Creator Lutheran Church

Wednesday, January 24, 2007

January 24th, 2007

There was no choir rehearsal for the past two weeks due to weather. Today ends up being, due to attendance, a quartet practice including Matt. There was 1 soprano and 2 basses with Matt singing tenor when needed.

We opened by rehearsing Praise the Lord Our God Forever. We started practicing pieces for Easter and the new pieces are by the same composer of the Christmas program music.

Sight reading the new music was harder than usual, although the songs sound like they will be great when we are confident and familiar with them.

Matt's closing prayer impressed me. He prayed that the words and music we sing in choir would fill our minds and hearts throughout the week.

There are more changes in my prayer life joining the email prayer list. Mary asked me about this since, in the past, I have not been disciplined regarding prayer (other than before meal prayers). This was a reason for volunteering for the chain. I want to be more comfortable with prayer.

I am reading Thomas Merton's New Man. In the book he wrote about the "right thinking" man, who is an unbelieving believer: that is to say the relgious man who lives, in practice, without a God. This was in a passage where Merton was talking about the myth of Prometheus in an exploration of Christian renewal in terms of the loneliness and despair that seems to afflict much of modern transcendence. The myth of Prometheus, whom he calls the mystic without faith, is an inspired choice of story. Prometheus steals fire from God because he thinks he must - because God did not give man fire. Merton outlines the problem of Prometheus in another book:

If Christ has died and risen from the dead and poured out upon us the fire of His Holy Spirit, why do we imagine that our desire for life is a Promethean desire, doomed to punishment?

. . . .Why do we reproach ourselves for desiring victory? Why do we pride ourselves on our defeats, and glory in despair? Because we think our life is important to ourselves alone, and do not know that our life is more important to the Living God than it is to our own selves.

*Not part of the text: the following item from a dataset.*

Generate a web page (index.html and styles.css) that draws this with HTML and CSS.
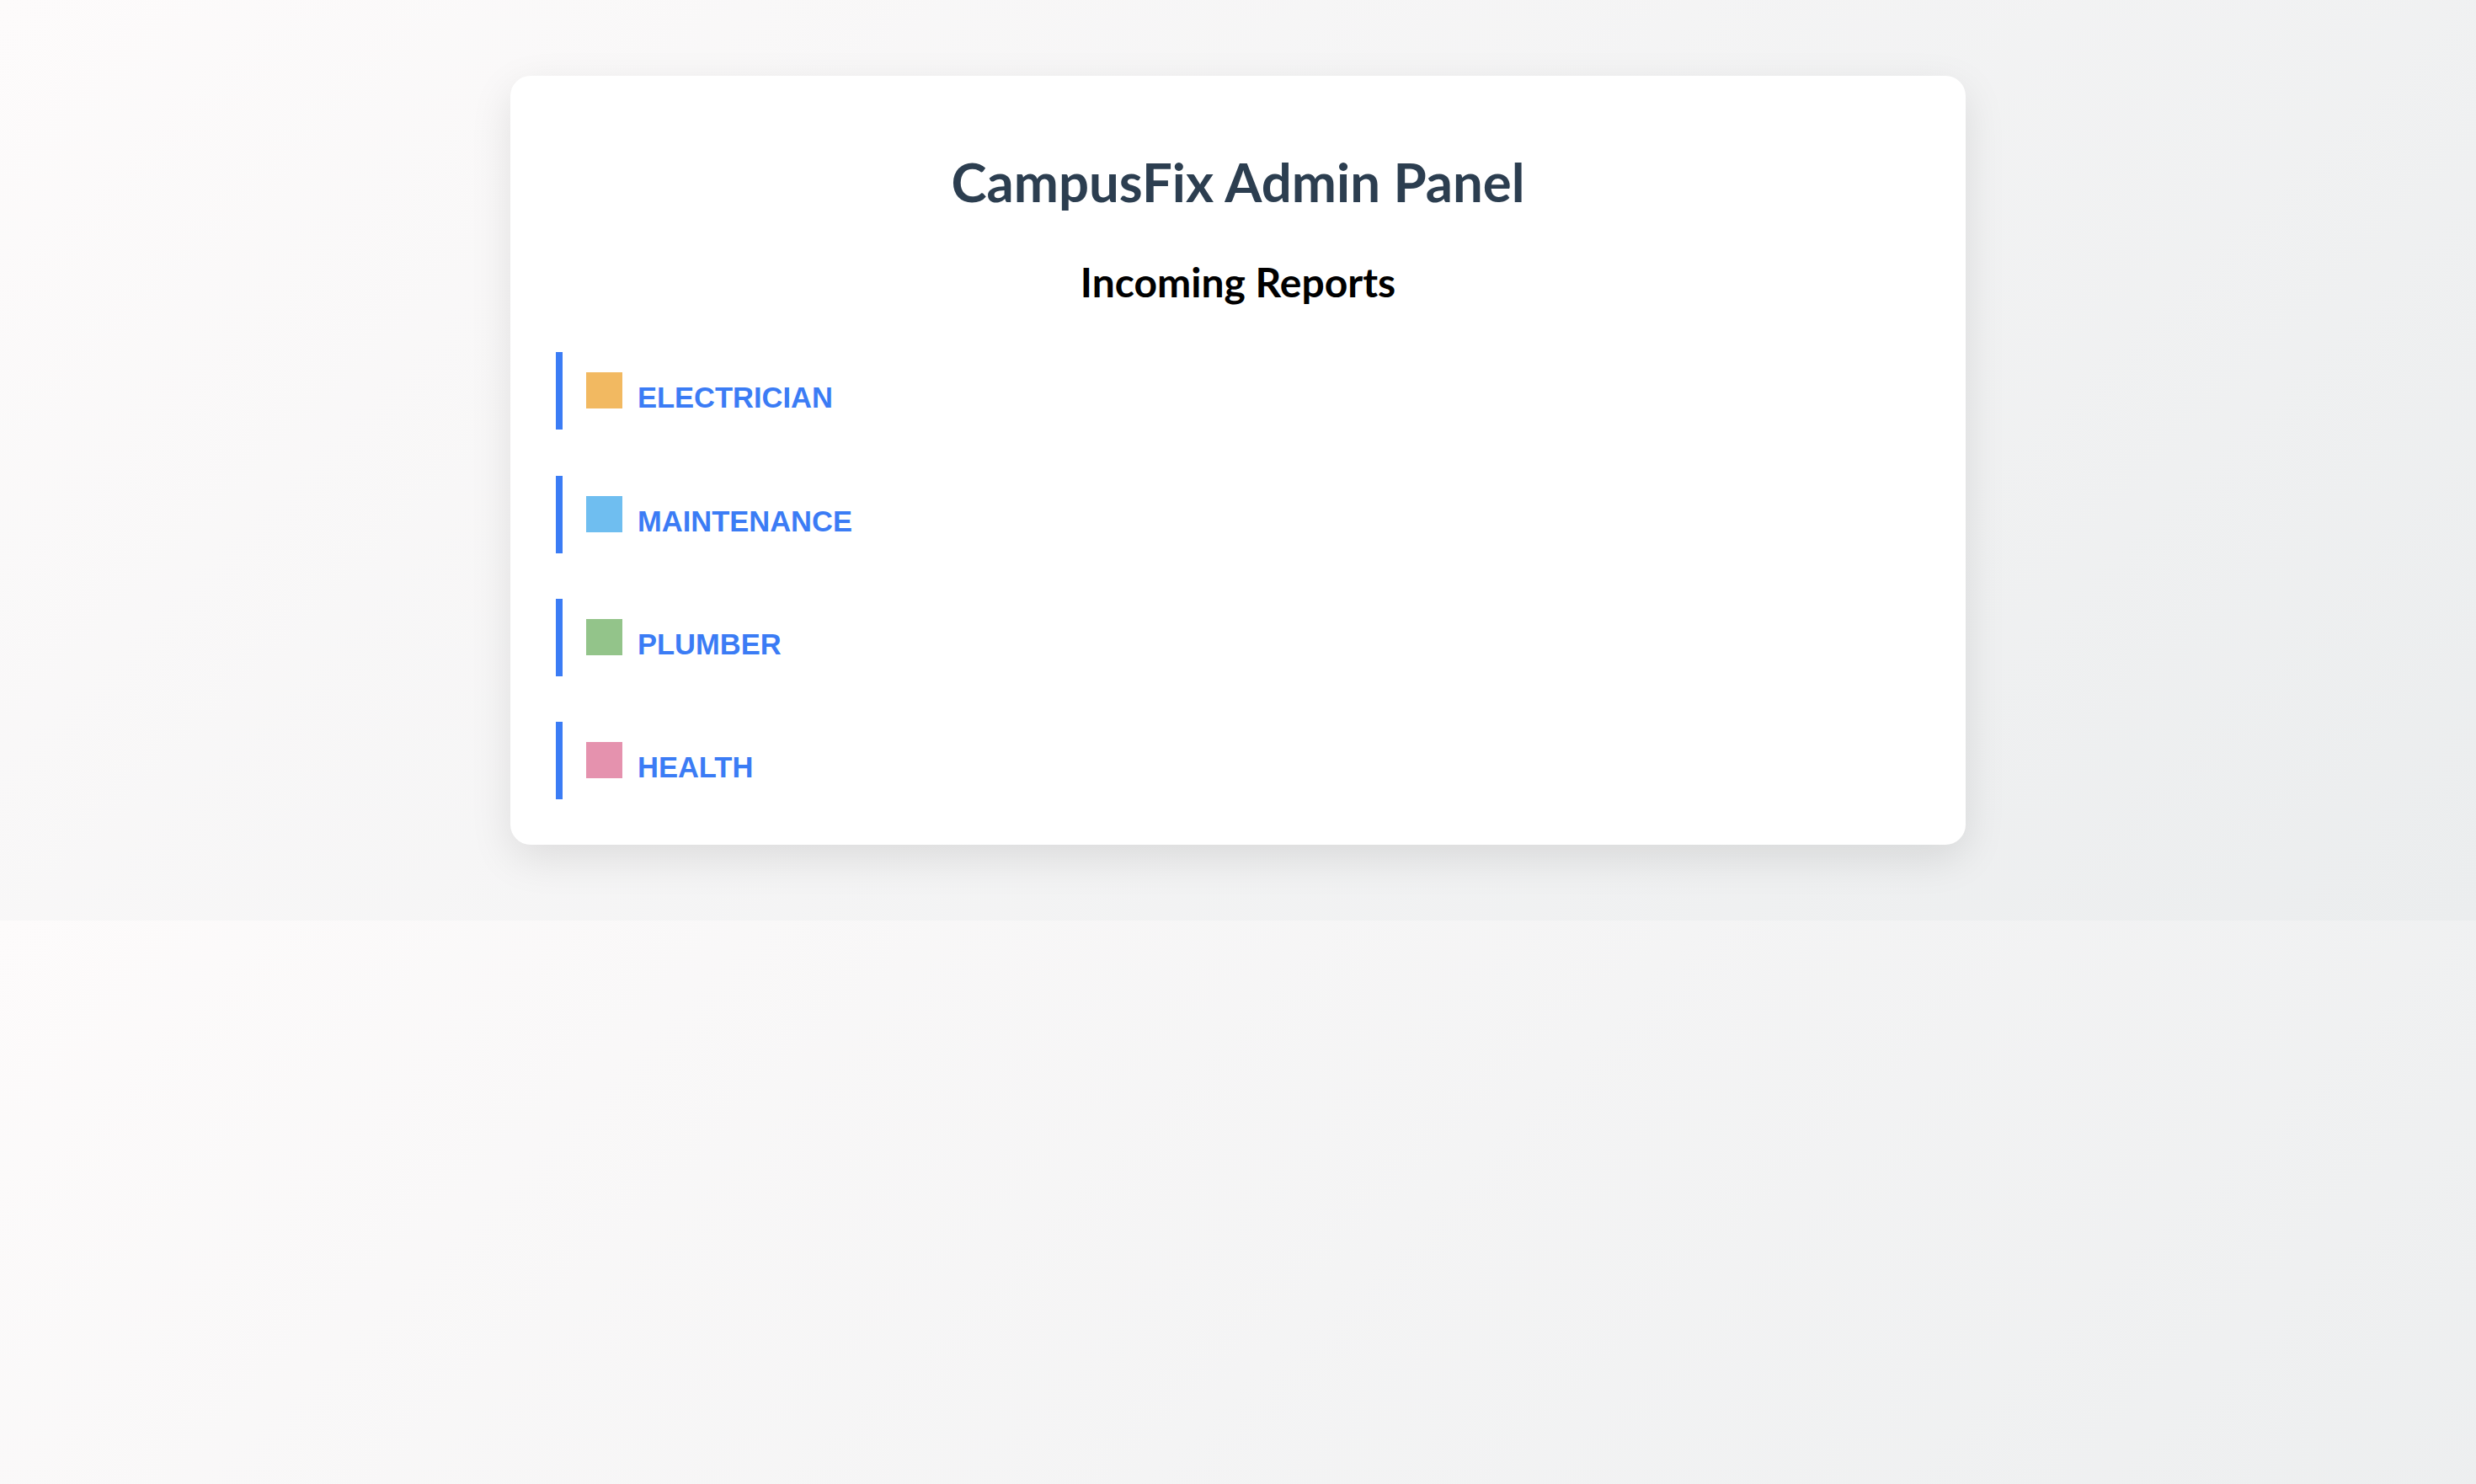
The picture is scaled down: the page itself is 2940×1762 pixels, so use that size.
FILE: index.html
```html
<!DOCTYPE html>
<html lang="en">
<head>
<meta charset="utf-8">
<title>CampusFix Admin Panel</title>
<link rel="stylesheet" href="styles.css">
</head>
<body>
  <main class="card">
    <h1 class="title">CampusFix Admin Panel</h1>
    <h2 class="subtitle">Incoming Reports</h2>
    <ul class="reports">
      <li class="report"><span class="swatch swatch-electrician"></span><span class="label">ELECTRICIAN</span></li>
      <li class="report"><span class="swatch swatch-maintenance"></span><span class="label">MAINTENANCE</span></li>
      <li class="report"><span class="swatch swatch-plumber"></span><span class="label">PLUMBER</span></li>
      <li class="report"><span class="swatch swatch-health"></span><span class="label">HEALTH</span></li>
    </ul>
  </main>
</body>
</html>
```

FILE: styles.css
```css
html {
  margin: 0;
}

body {
  margin: 0;
  padding: 90px 0;
  background: linear-gradient(135deg, #fdfbfb 0%, #ebedee 100%);
  font-family: "Liberation Sans", Arial, sans-serif;
}

.card {
  box-sizing: border-box;
  width: 1728px;
  margin: 0 auto;
  padding: 0 54px 54px 54px;
  background: #ffffff;
  border-radius: 24px;
  box-shadow: 0 16px 50px rgba(0, 0, 0, 0.1);
}

.title {
  margin: 0;
  padding-top: 88px;
  font-family: Lato, "Open Sans", sans-serif;
  font-weight: 700;
  font-size: 63.5px;
  line-height: 76.8px;
  color: #2c3e50;
  text-align: center;
}

.subtitle {
  margin: 51px 0 0 0;
  font-family: Lato, "Open Sans", sans-serif;
  font-weight: 700;
  font-size: 48px;
  line-height: 57.6px;
  color: #000000;
  text-align: center;
}

.reports {
  list-style: none;
  margin: 55px 0 0 0;
  padding: 0;
  display: flex;
  flex-direction: column;
  gap: 54.3px;
}

.report {
  box-sizing: border-box;
  height: 92px;
  padding: 24px 0 25px 28px;
  border-left: 8px solid #3b7cf5;
  display: flex;
  align-items: flex-end;
  align-self: flex-start;
}

.swatch {
  display: block;
  width: 43px;
  height: 43px;
  margin-right: 18px;
}

.swatch-electrician { background: #f2b961; }
.swatch-maintenance { background: #6fbef0; }
.swatch-plumber { background: #93c48a; }
.swatch-health { background: #e592ae; }

.label {
  display: block;
  font-family: "Liberation Sans", Arial, sans-serif;
  font-weight: 700;
  font-size: 34.5px;
  line-height: 26px;
  color: #3b7cf5;
}
```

Because we think our happiness is for ourselves alone, and do not realize that it is also His happiness. Because we think our sorrows are for ourselves alone, and do not believe that they are much more than that: they are His sorrows. There is nothing we can steal from Him at all, because before we can think of stealing it, it has already been given.

This is quoted in relationship to prayer for internal perspective. My focus in the past started with the outcome of prayer. Praying to God focused on outcome is uncomfortable, together with stories about the power of prayer changing outcomes. It is too easy to slip into the notion God helps towards a desired outcome because you prayed or had faith enough or, of more concern, doesn't help because prayers or faith fell short.

I take the Merton passage to mean God already provides everything needed in a particular situation. The power of prayer is concerned with questioning, exploration and understanding of what is being prayed about and finding a proper relationship with God.

I will ask soon about the mechanics of the prayer chain (people are moved on, will we be told or assume when people should be moved off). I assume the mechanics will be close to the Prayers of the People in the liturgy and I will default to that.

Again, my wife has triggered a more mindful attentiveness to the direction I am taking in this endeavour.